The seabed of the Cook Islands means the seabed, ocean floor and subsoil of the internal waters, territorial sea, the exclusive economic zone (EEZ) and the continental shelf of the Cook Islands. These areas fall within the Cook Islands’ national jurisdiction as defined by the United Nations Convention on the Law of the Sea (UNCLOS), and gives the Cook Islands the right to explore and exploit such seabed resources. UNCLOS outlines the areas of national jurisdiction as a twelve-nautical-mile territorial sea; an exclusive economic zone of up to 200 nautical miles (which for the Cook Islands means a total ~ 2, 000, 000 square km marine area) and a continental shelf which starts at 200 nautical miles and may extend beyond that depending on the outer limit of the continental shelf.

In addition the Cook Islands have a claim before the Commission on the Limits of the Contented Shelf concerning the outer limit of the extended continental shelf in the region of the Manihiki Plateau in accordance with Article 786 of the Convention for an area approximately 413,000 km beyond the 200 M from the Cook Islands’ territorial sea baseline


Why mine the DEEP-SEA?

The world’s demand for minerals continues to increase and the terrestrial resources are being stretched in terms of decreasing grade. The social and environmental impacts of on-land mining are increasingly controversial, increasing interest in offshore projects, where homes and communities will not be disrupted. There are also economic drivers: deep seabed resources are believed to contain a higher concentration, and a higher number of different types, of valuable minerals in one deposit than their terrestrial alternatives.

Seabed mining has a smaller footprint, than land mining. It does not impact waterways, has reduced carbon emission as a result of limited heavy machinery with less overburden, meaning a smaller volume of non-valuable rock is removed and disposed of before the resource is exposed. Additionally, seabed mining does not require additional roads, surface ore-transport systems, buildings or other permanent infrastructure that could be disruptive to indigenous or native populations.


Are seabed mineral resources renewable like fish?

The world’s demand for minerals continues to increase and the terrestrial resources are being stretched in terms of decreasing grade. The social and environmental impacts of on-land mining are increasingly controversial, increasing interest in offshore projects, where homes and communities will not be disrupted. There are also economic drivers: deep seabed resources are believed to contain a higher concentration, and a higher number of different types, of valuable minerals in one deposit than their terrestrial alternatives.

Seabed mining has a smaller footprint, than land mining. It does not impact waterways, has reduced carbon emission as a result of limited heavy machinery with less overburden, meaning a smaller volume of non-valuable rock is removed and disposed of before the resource is exposed. Additionally, seabed mining does not require additional roads, surface ore-transport systems, buildings or other permanent infrastructure that could be disruptive to indigenous or native populations.


how are seabed minerals extracted?

It is important to note that seabed mining is not occurring currently.

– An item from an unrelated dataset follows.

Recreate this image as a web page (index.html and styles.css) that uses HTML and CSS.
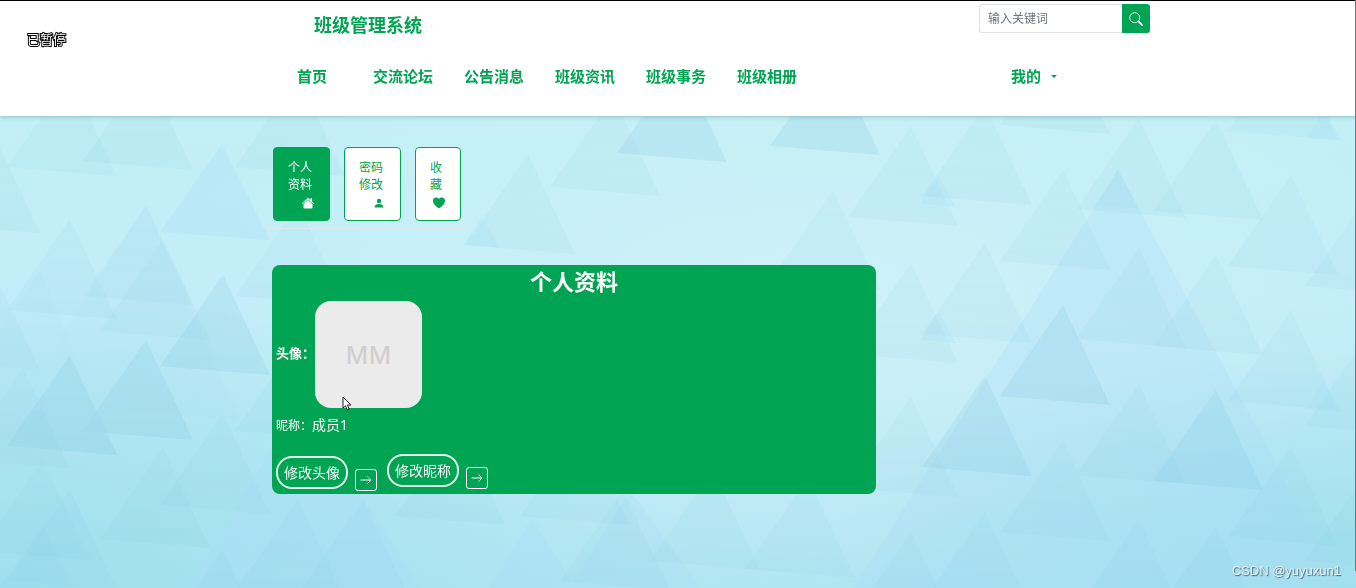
FILE: index.html
```
<!DOCTYPE html>
<html lang="zh-CN">
<head>
  <meta charset="UTF-8">
  <meta name="viewport" content="width=device-width, initial-scale=1.0">
  <title>班级管理系统</title>
  <link rel="stylesheet" href="styles.css">
</head>
<body>
  <svg class="page-bg" viewBox="0 0 1356 588" preserveAspectRatio="xMidYMid slice" aria-hidden="true">
    <defs>
      <linearGradient id="base" x1="0" y1="0" x2="0" y2="1">
        <stop offset="0.2" stop-color="#c1f0f5"/>
        <stop offset="0.5" stop-color="#c2edf8"/>
        <stop offset="1" stop-color="#b2e5f2"/>
      </linearGradient>
      <radialGradient id="light" cx="0.6" cy="0.5" r="0.5">
        <stop offset="0" stop-color="#cdf1f8"/>
        <stop offset="1" stop-color="#cdf1f8" stop-opacity="0"/>
      </radialGradient>
      <radialGradient id="deep" cx="0" cy="1" r="0.5">
        <stop offset="0" stop-color="#9fe0ee"/>
        <stop offset="1" stop-color="#9fe0ee" stop-opacity="0"/>
      </radialGradient>
      <radialGradient id="deepRight" cx="1" cy="1" r="0.4">
        <stop offset="0" stop-color="#a0e0ee"/>
        <stop offset="1" stop-color="#a0e0ee" stop-opacity="0"/>
      </radialGradient>
      <linearGradient id="tri" x1="0" y1="0" x2="0" y2="1">
        <stop offset="0" stop-color="#7fc4dc" stop-opacity="0.08"/>
        <stop offset="1" stop-color="#7fc4dc" stop-opacity="0.1"/>
      </linearGradient>
      <path id="t" d="M63 0L0 91L110 100z"/>
      <path id="s" d="M18 0L0 28L36 31z"/>
    </defs>
    <rect width="1356" height="588" fill="url(#base)"/>
    <rect width="1356" height="588" fill="url(#light)"/>
    <rect width="1356" height="588" fill="url(#deep)"/>
    <rect width="1356" height="588" fill="url(#deepRight)"/>
    <!-- large faint shapes -->
    <g fill="#a9dcf6" opacity="0.28">
      <path d="M1118 170L840 610L1360 620z"/>
      <path d="M222 144L160 232L270 240z"/>
      <path d="M146 205L20 400L240 420z" opacity="0.4"/>
      <path d="M40 270L-60 430L117 455z" opacity="0.4"/>
      <path d="M300 400L190 588L420 588z"/>
      <path d="M532 518L490 588L575 588z"/>
      <path d="M630 490L570 588L700 588z"/>
    </g>
    <g fill="url(#tri)">
      <use href="#t" x="7" y="76"/>
      <use href="#t" x="83" y="70"/>
      <use href="#t" x="-70" y="133"/>
      <use href="#t" x="7" y="219"/>
      <use href="#t" x="83" y="205"/>
      <use href="#t" x="100" y="240"/>
      <use href="#t" x="160" y="275"/>
      <use href="#t" x="235" y="205"/>
      <use href="#t" x="-70" y="270"/>
      <use href="#t" x="83" y="340"/>
      <use href="#t" x="7" y="355"/>
      <use href="#t" x="-40" y="368"/>
      <use href="#t" x="235" y="340"/>
      <use href="#t" x="160" y="414"/>
      <use href="#t" x="100" y="448"/>
      <use href="#t" x="-20" y="460"/>
      <use href="#t" x="-20" y="525"/>
      <use href="#t" x="7" y="490"/>
      <use href="#t" x="160" y="550"/>
      <use href="#t" x="235" y="500"/>
      <use href="#t" x="300" y="500"/>
      <use href="#t" x="235" y="76"/>
      <use href="#t" x="465" y="154"/>
      <use href="#t" x="550" y="96"/>
      <use href="#t" x="617" y="62"/>
      <use href="#t" x="770" y="55"/>
      <use href="#t" x="770" y="190"/>
      <use href="#t" x="848" y="126"/>
      <use href="#t" x="922" y="105"/>
      <use href="#t" x="1000" y="34"/>
      <use href="#t" x="1000" y="170"/>
      <use href="#t" x="1076" y="118"/>
      <use href="#t" x="1228" y="40"/>
      <use href="#t" x="1153" y="120"/>
      <use href="#t" x="1228" y="175"/>
      <use href="#t" x="1305" y="195"/>
      <use href="#t" x="848" y="263"/>
      <use href="#t" x="922" y="243"/>
      <use href="#t" x="1076" y="248"/>
      <use href="#t" x="1153" y="255"/>
      <use href="#t" x="1000" y="305"/>
      <use href="#t" x="1228" y="310"/>
      <use href="#t" x="1305" y="335"/>
      <use href="#t" x="848" y="397"/>
      <use href="#t" x="922" y="376"/>
      <use href="#t" x="1076" y="384"/>
      <use href="#t" x="1153" y="390"/>
      <use href="#t" x="1000" y="441"/>
      <use href="#t" x="1228" y="446"/>
      <use href="#t" x="1305" y="470"/>
      <use href="#t" x="848" y="532"/>
      <use href="#t" x="922" y="512"/>
      <use href="#t" x="1076" y="520"/>
      <use href="#t" x="1153" y="526"/>
      <use href="#t" x="395" y="425"/>
      <use href="#t" x="520" y="425"/>
      <use href="#t" x="560" y="490"/>
      <use href="#t" x="650" y="470"/>
      <use href="#t" x="745" y="478"/>
    </g>
    <!-- darker ones -->
    <g fill="#7fc4dc" opacity="0.1">
      <use href="#t" x="160" y="275"/>
      <use href="#t" x="83" y="340"/>
      <use href="#t" x="7" y="355"/>
      <use href="#t" x="617" y="62"/>
      <use href="#t" x="770" y="55"/>
      <use href="#t" x="1000" y="305"/>
      <use href="#t" x="922" y="376"/>
      <use href="#t" x="1153" y="390"/>
    </g>
    <g fill="#9fdcf2" opacity="0.2">
      <use href="#s" x="464" y="217"/>
      <use href="#s" x="920" y="176"/>
      <use href="#s" x="920" y="312"/>
      <use href="#s" x="1153" y="450"/>
      <use href="#s" x="1306" y="381"/>
      <use href="#s" x="1306" y="110"/>
      <path d="M1118 170L1095 206L1139 208z"/>
      <path d="M96 411L83 452L117 455z"/>
      <path d="M70 490L45 525L88 529z"/>
    </g>
  </svg>

  <header class="header">
    <div class="container">
      <div class="header-top">
        <a class="logo" href="#">班级管理系统</a>
        <form class="search">
          <input type="text" aria-label="关键词" placeholder="输入关键词">
          <button type="submit" aria-label="搜索">
            <svg viewBox="0 0 16 16" width="14" height="14" fill="none" stroke="currentColor">
              <circle cx="6.5" cy="6.5" r="5.7"/>
              <path d="M10.8 10.8L15 15" stroke-width="2" stroke-linecap="round"/>
            </svg>
          </button>
        </form>
      </div>
      <nav class="nav">
        <a href="#">首页</a>
        <a href="#">交流论坛</a>
        <a href="#">公告消息</a>
        <a href="#">班级资讯</a>
        <a href="#">班级事务</a>
        <a href="#">班级相册</a>
        <a class="mine" href="#">我的 <span class="caret"></span></a>
      </nav>
    </div>
    <span class="paused">已暂停</span>
  </header>

  <main class="container content">
    <div class="tabs">
      <a class="tab active" href="#">
        <span>个人<br>资料</span>
        <svg viewBox="0 0 14 14" width="14" height="14" fill="currentColor">
          <path d="M7 1.500L1 7.200L1.800 8L7 3.200L12.200 8L13 7.200L11 5.300V2.200H9.500V3.900z"/>
          <path d="M7 4L2.500 8.200V11.500Q2.500 12.500 3.500 12.500H10.500Q11.500 12.500 11.500 11.500V8.200z"/>
        </svg>
      </a>
      <a class="tab" href="#">
        <span>密码<br>修改</span>
        <svg viewBox="0 0 14 14" width="14" height="14" fill="currentColor">
          <circle cx="7" cy="5" r="2.200"/>
          <path d="M2.500 11.500C2.500 9 4.500 8 7 8S11.500 9 11.500 11.500z"/>
        </svg>
      </a>
      <a class="tab" href="#">
        <span>收<br>藏</span>
        <svg viewBox="0 0 14 14" width="14" height="14" fill="currentColor">
          <path d="M7 12.500C4 10.300 1 8 1 4.700C1 1.200 5.200 0.500 7 3C8.800 0.500 13 1.200 13 4.700C13 8 10 10.300 7 12.500z"/>
        </svg>
      </a>
    </div>

    <section class="card">
      <h2>个人资料</h2>
      <div class="avatar-row">
        <b>头像：</b>
        <div class="avatar">
          MM
          <svg class="cursor" viewBox="0 0 10 15" width="10" height="15">
            <path d="M1 1V12L3.500 9.800L5.300 13.800L7.200 13L5.400 9H9z" fill="#fff" stroke="#222"/>
          </svg>
        </div>
      </div>
      <p class="nickname">昵称：<span>成员1</span></p>
      <div class="actions">
        <div class="action">
          <button class="pill">修改头像</button>
          <button class="arrow" aria-label="修改头像">
            <svg viewBox="0 0 14 14" width="14" height="14"><path d="M1.500 7H12M8 3L12 7L8 11"/></svg>
          </button>
        </div>
        <div class="action">
          <button class="pill">修改昵称</button>
          <button class="arrow" aria-label="修改昵称">
            <svg viewBox="0 0 14 14" width="14" height="14"><path d="M1.500 7H12M8 3L12 7L8 11"/></svg>
          </button>
        </div>
      </div>
    </section>
  </main>

  <div class="edge"></div>
  <div class="watermark">CSDN @yuyuxun1</div>
</body>
</html>
```
FILE: styles.css
```
* {
  box-sizing: border-box;
}
body {
  margin: 0;
  min-height: 100vh;
  position: relative;
  font-family: "Noto Sans", "Noto Sans CJK SC", sans-serif;
  font-size: 12px;
  color: #00a452;
}
a {
  color: inherit;
  text-decoration: none;
}
button, input {
  font-family: inherit;
}
.page-bg {
  position: fixed;
  top: 0;
  left: 0;
  width: 100%;
  height: 100%;
  z-index: -1;
}
.container {
  max-width: 944px;
  margin: 0 auto;
}
/* Header */
.header {
  position: relative;
  height: 116px;
  background: #fff;
  border-top: 1px solid #000;
  box-shadow: 0 1px 4px rgba(0, 60, 70, 0.25);
}
.header-top {
  display: flex;
  justify-content: space-between;
  padding: 3px 0 0 108px;
}
.logo {
  font-size: 18px;
  line-height: 42px;
  font-weight: bold;
}
.search {
  display: flex;
  height: 29px;
}
.search input {
  width: 143px;
  padding: 0 8px;
  border: 1px solid #dee2e6;
  border-right: 0;
  border-radius: 3px 0 0 3px;
  font-size: 12px;
}
.search input::placeholder {
  color: #6c757d;
}
.search button {
  display: flex;
  align-items: center;
  justify-content: center;
  width: 28px;
  padding: 0;
  border: 0;
  border-radius: 0 3px 3px 0;
  background: #00a452;
  color: #fff;
}
.nav {
  display: flex;
  gap: 31px;
  padding: 18px 93px 0 76px;
  font-size: 15px;
  line-height: 24px;
  font-weight: bold;
}
.nav a {
  min-width: 60px;
  text-align: center;
}
.nav .mine {
  display: flex;
  align-items: center;
  gap: 10px;
  margin-left: auto;
  min-width: 0;
}
.caret {
  border: 3px solid transparent;
  border-top-color: #00a452;
  border-bottom: 0;
}
.paused {
  position: absolute;
  top: 28px;
  left: 27px;
  font-size: 13px;
  line-height: 20px;
  color: #fff;
  -webkit-text-stroke: 2px #000;
  paint-order: stroke fill;
}
/* Content */
.content {
  padding: 31px 60px 0;
}
.tabs {
  display: flex;
  gap: 14px;
  width: fit-content;
  padding: 0 8px 7px 7px;
  border-bottom: 1px solid #dee8ea;
}
.tab {
  display: flex;
  flex-direction: column;
  gap: 3px;
  min-width: 46px;
  height: 74px;
  padding: 11px 14px 0;
  border: 1px solid #00a452;
  border-radius: 4px;
  background: #fff;
  line-height: 17px;
}
.tab span {
  padding-right: 3px;
}
.tab svg {
  align-self: flex-end;
}
.tab.active {
  background: #00a452;
  color: #fff;
}
/* Profile card */
.card {
  max-width: 604px;
  margin: 36px 0 0 6px;
  padding: 0 4px 3px;
  border-radius: 8px;
  background: #00a452;
  color: #fff;
}
.card h2 {
  margin: 0;
  padding-bottom: 4px;
  font-size: 22px;
  line-height: 32px;
  text-align: center;
}
.avatar-row {
  display: flex;
  align-items: center;
  font-size: 13px;
}
.avatar-row b {
  padding-bottom: 4px;
}
.avatar {
  position: relative;
  width: 107px;
  height: 107px;
  border-radius: 16px;
  background: #ebebeb;
  color: #cfcfcf;
  font-family: "Noto Sans", sans-serif;
  font-size: 25px;
  font-weight: 500;
  line-height: 107px;
  text-align: center;
}
.cursor {
  position: absolute;
  left: 27px;
  bottom: -3px;
}
.nickname {
  margin: 6px 0 17px;
  line-height: 22px;
}
.nickname span {
  font-size: 14px;
}
.actions {
  display: flex;
  align-items: flex-start;
  gap: 10px;
}
.action {
  display: flex;
  align-items: flex-end;
  gap: 7px;
}
.action:first-child {
  padding-top: 2px;
}
.pill {
  height: 33px;
  margin-bottom: 2px;
  padding: 0 6px 2px;
  border: 2px solid #e4f5ec;
  border-radius: 16px;
  background: none;
  color: #fff;
  font-size: 14px;
}
.arrow {
  display: flex;
  align-items: center;
  justify-content: center;
  width: 22px;
  height: 22px;
  padding: 0;
  border: 1px solid #fff;
  border-radius: 3px;
  background: none;
}
.arrow svg {
  fill: none;
  stroke: #fff;
}
.edge {
  position: absolute;
  top: 0;
  right: 0;
  bottom: 17px;
  width: 1px;
  background: #777;
}
.watermark {
  position: absolute;
  right: 15px;
  bottom: 8px;
  font-family: "Liberation Sans", Arial, sans-serif;
  font-size: 13px;
  line-height: 18px;
  color: #e2f1f5;
  text-shadow: 1px 1px 1px #4f6a75;
}
```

Nowhere in the world have any deep sea minerals yet been commercially extracted. Nowhere in the world has a licence been given to any company to mine manganese nodules. It is early days of a new and emerging industry. Currently companies and State institutions who are interested in seabed minerals are only at the exploration and technology development stage. Exploration involves marine scientific research and sampling to enable better understanding of the minerals and their associated environment. It generally requires sophisticated, multipurpose research vessels using advanced technologies such as deep-sea mapping equipment, remotely operated vehicles, photographic and video systems, and sampling technology. The Cook Islands is just now at the stage of commencing a process that will lead to the award of exploration licences. Mining is only likely to take place in any location once comprehensive exploration has been carried out that indicates a viable deposit, and only once the suitable technology has been fully developed for extracting those minerals (and processing them to separate out the valuable metals). This time is several years away.

For this reason it is not possible to say with any certainty now, what a mining operation for manganese nodules will look like in the future. However current thinking is that it is likely to involve:

the use of remotely operated vehicles (like remote-controlled robots) which operate along the seafloor, scooping up the nodules;

the transport of those nodules via a pipe or a continuous bucket system from the seafloor to a vessel or platform on the sea surface;

the separation of the nodules from water (and return of the water to the sea); the transfer of the dry nodules from the vessel, via a barge, to an onshore processing centre – most likely in an industrial hub (such as China), where the nodules can be processed in order for the metals to be extracted for sale.